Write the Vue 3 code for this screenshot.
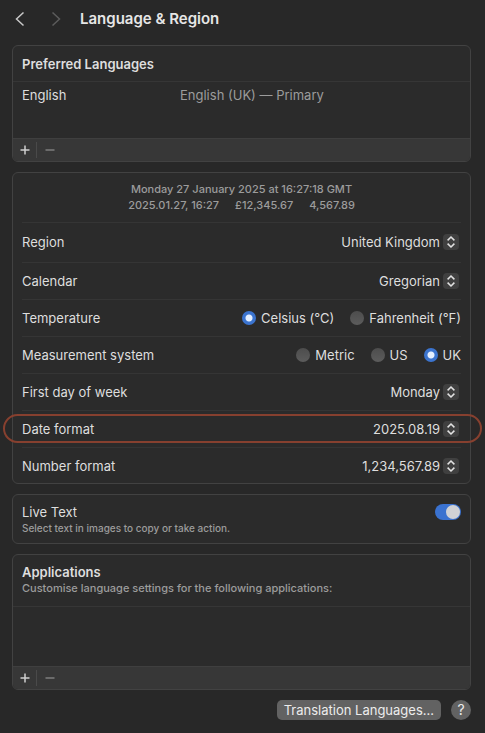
<script setup>
import { ref } from 'vue'

const temperature = ref('Celsius (°C)')
const measurement = ref('UK')
const liveText = ref(true)

const topRows = [
  { id: 'region', label: 'Region', value: 'United Kingdom', tall: true },
  { id: 'calendar', label: 'Calendar', value: 'Gregorian' },
]
const bottomRows = [
  { id: 'first-day', label: 'First day of week', value: 'Monday' },
  { id: 'date-format', label: 'Date format', value: '2025.08.19', marked: true },
  { id: 'number-format', label: 'Number format', value: '1,234,567.89' },
]
const temperatures = ['Celsius (°C)', 'Fahrenheit (°F)']
const systems = ['Metric', 'US', 'UK']
</script>

<template>
  <main class="window">
    <header class="titlebar">
      <button class="nav" type="button" aria-label="Back">
        <svg width="10" height="16" viewBox="0 0 10 16"><path d="M8.5 1.5 1.5 8l7 6.5" /></svg>
      </button>
      <button class="nav dim" type="button" aria-label="Forward" disabled>
        <svg width="10" height="16" viewBox="0 0 10 16"><path d="M1.5 1.5 8.5 8l-7 6.5" /></svg>
      </button>
      <h1>Language &amp; Region</h1>
    </header>

    <section class="panel">
      <h2 class="head">Preferred Languages</h2>
      <div class="list languages">
        <span>English</span>
        <span class="muted">English (UK) — Primary</span>
      </div>
      <div class="tools">
        <button type="button" aria-label="Add language">
          <svg width="10" height="10" viewBox="0 0 10 10"><path d="M5 .5v9M.5 5h9" /></svg>
        </button>
        <button class="remove" type="button" aria-label="Remove language" disabled>
          <svg width="10" height="10" viewBox="0 0 10 10"><path d="M.5 5h9" /></svg>
        </button>
      </div>
    </section>

    <section class="panel form">
      <div class="preview">
        <div>Monday 27 January 2025 at 16:27:18 GMT</div>
        <div class="samples">
          <span>2025.01.27, 16:27</span><span>£12,345.67</span><span>4,567.89</span>
        </div>
      </div>
      <div v-for="row in topRows" :key="row.id" class="row" :class="{ tall: row.tall }">
        <label :for="row.id">{{ row.label }}</label>
        <div class="picker">
          <select :id="row.id"><option>{{ row.value }}</option></select>
          <svg class="stepper" width="16" height="16" viewBox="0 0 16 16" aria-hidden="true">
            <path d="M4.6 6.4 8 3l3.4 3.4M4.6 9.6 8 13l3.4-3.4" />
          </svg>
        </div>
      </div>
      <div class="row" role="radiogroup" aria-label="Temperature">
        <span>Temperature</span>
        <div class="choices">
          <label v-for="t in temperatures" :key="t">
            <input v-model="temperature" type="radio" name="temperature" :value="t" />{{ t }}
          </label>
        </div>
      </div>
      <div class="row" role="radiogroup" aria-label="Measurement system">
        <span>Measurement system</span>
        <div class="choices">
          <label v-for="s in systems" :key="s">
            <input v-model="measurement" type="radio" name="measurement" :value="s" />{{ s }}
          </label>
        </div>
      </div>
      <div v-for="row in bottomRows" :key="row.id" class="row" :class="{ marked: row.marked }">
        <label :for="row.id">{{ row.label }}</label>
        <div class="picker">
          <select :id="row.id"><option>{{ row.value }}</option></select>
          <svg class="stepper" width="16" height="16" viewBox="0 0 16 16" aria-hidden="true">
            <path d="M4.6 6.4 8 3l3.4 3.4M4.6 9.6 8 13l3.4-3.4" />
          </svg>
        </div>
      </div>
    </section>

    <section class="panel live">
      <div>
        <label for="live-text">Live Text</label>
        <p class="note small">Select text in images to copy or take action.</p>
      </div>
      <input id="live-text" v-model="liveText" class="switch" type="checkbox" />
    </section>

    <section class="panel">
      <div class="head apps">
        <h2>Applications</h2>
        <p class="note">Customise language settings for the following applications:</p>
      </div>
      <div class="list"></div>
      <div class="tools">
        <button type="button" aria-label="Add application">
          <svg width="10" height="10" viewBox="0 0 10 10"><path d="M5 .5v9M.5 5h9" /></svg>
        </button>
        <button class="remove" type="button" aria-label="Remove application" disabled>
          <svg width="10" height="10" viewBox="0 0 10 10"><path d="M.5 5h9" /></svg>
        </button>
      </div>
    </section>

    <footer class="actions">
      <button class="translate" type="button">Translation Languages...</button>
      <button class="help" type="button" aria-label="Help">?</button>
    </footer>
  </main>
</template>

<style>
body {
  margin: 0;
  background: #282828;
}
</style>

<style scoped>
.window {
  box-sizing: border-box;
  min-height: 100vh;
  padding: 0 14px 12px 12px;
  display: flex;
  flex-direction: column;
  gap: 10px;
  background: #282828;
  color: #dedede;
  font: 13px/18px Inter, "Liberation Sans", sans-serif;
}
h1, h2, p { margin: 0; }
button, select {
  font: inherit;
  color: inherit;
  border: 0;
  padding: 0;
  background: none;
}
svg {
  display: block;
  fill: none;
  stroke: currentColor;
  stroke-width: 1.5;
}
.titlebar {
  display: flex;
  align-items: center;
  height: 35px;
  padding-top: 2px;
  box-sizing: border-box;
}
.titlebar h1 {
  font-size: 15px;
  line-height: 20px;
  font-weight: 600;
  margin-left: 16px;
  color: #e6e6e6;
}
.nav { width: 16px; display: grid; place-items: center; color: #c8c8c8; }
.nav + .nav { margin-left: 20px; }
.nav.dim { color: #5c5c5c; }

.panel {
  border: 1px solid #424242;
  border-radius: 6px;
  background: #2b2b2b;
}
h2 { font-size: 13px; line-height: 18px; font-weight: 600; }
.head {
  padding: 9px 9px 8px;
  border-bottom: 1px solid #363636;
}
.head.apps { padding: 8px 9px 10px; }
.note { font-size: 11px; line-height: 15px; font-weight: 500; color: #9c9c9c; }
.note.small { font-size: 10px; }
.muted { color: #9c9c9c; }
.list { min-height: 59px; }
.languages {
  display: grid;
  grid-template-columns: 158px 1fr;
  box-sizing: border-box;
  min-height: 56px;
  padding: 4px 9px;
}
.tools {
  display: flex;
  align-items: center;
  height: 22px;
  border-top: 1px solid #3f3f3f;
  border-radius: 0 0 5px 5px;
  background: #373737;
}
.tools button {
  width: 23px;
  height: 16px;
  display: grid;
  place-items: center;
  color: #d0d0d0;
}
.tools .remove { width: 26px; color: #7e7e7e; border-left: 1px solid #4a4a4a; }

.form { padding: 0 9px; }
.preview {
  padding: 8px 0 9px;
  text-align: center;
  font-size: 11px;
  line-height: 16px;
  font-weight: 500;
  color: #9c9c9c;
}
.samples { display: flex; justify-content: center; gap: 16px; }
.row {
  position: relative;
  display: flex;
  align-items: center;
  justify-content: space-between;
  height: 36px;
  border-top: 1px solid #353535;
}
.row.tall { height: 37px; padding-bottom: 2px; }
.row:last-child { height: 35px; }
.row.marked::after {
  content: "";
  position: absolute;
  inset: 3px -21px 4px -19px;
  border: 2px solid #87402f;
  border-radius: 15px;
  pointer-events: none;
}
.picker { display: grid; align-items: center; margin-right: 2px; }
.picker select {
  grid-area: 1 / 1;
  appearance: none;
  padding-right: 19px;
  outline: 0;
  text-align-last: right;
}
.stepper {
  grid-area: 1 / 1;
  justify-self: end;
  border-radius: 4px;
  background: #404040;
  color: #e2e2e2;
  pointer-events: none;
}
.choices { display: flex; gap: 16px; }
.choices label { display: flex; align-items: center; gap: 5px; }
.choices input {
  appearance: none;
  width: 14px;
  height: 14px;
  margin: 0;
  border-radius: 50%;
  background: linear-gradient(#4d4d4d, #5c5c5c);
}
.choices input:checked {
  background: radial-gradient(circle, #e4efff 0 2px, #e4efff 3px, #3b74cf 4px);
}
.live {
  display: flex;
  justify-content: space-between;
  align-items: flex-start;
  padding: 8px 9px 7px;
}
.live label { display: block; }
.switch {
  appearance: none;
  display: flex;
  justify-content: flex-end;
  box-sizing: border-box;
  width: 26px;
  height: 16px;
  margin: 1px 0 0;
  padding: 1px;
  border-radius: 8px;
  background: #3a72d0;
}
.switch::before {
  content: "";
  width: 14px;
  height: 14px;
  border-radius: 50%;
  background: #d0d2d6;
}
.switch:not(:checked) { justify-content: flex-start; background: #555; }
.actions { display: flex; justify-content: flex-end; gap: 10px; }
.translate {
  padding: 0 7px;
  height: 20px;
  line-height: 20px;
  border-radius: 5px;
  background: #626262;
  color: #ececec;
}
.help {
  width: 20px;
  height: 20px;
  font-size: 14px;
  line-height: 20px;
  border-radius: 50%;
  background: #626262;
  color: #ececec;
}
</style>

§ Your instructions: Leave out the pictures and restate, word for word, the lines from the top of the data through the line containing "const liveText = ref(true)", both included.

§ Written response:
Write the Vue 3 code for this screenshot.
<script setup>
import { ref } from 'vue'

const temperature = ref('Celsius (°C)')
const measurement = ref('UK')
const liveText = ref(true)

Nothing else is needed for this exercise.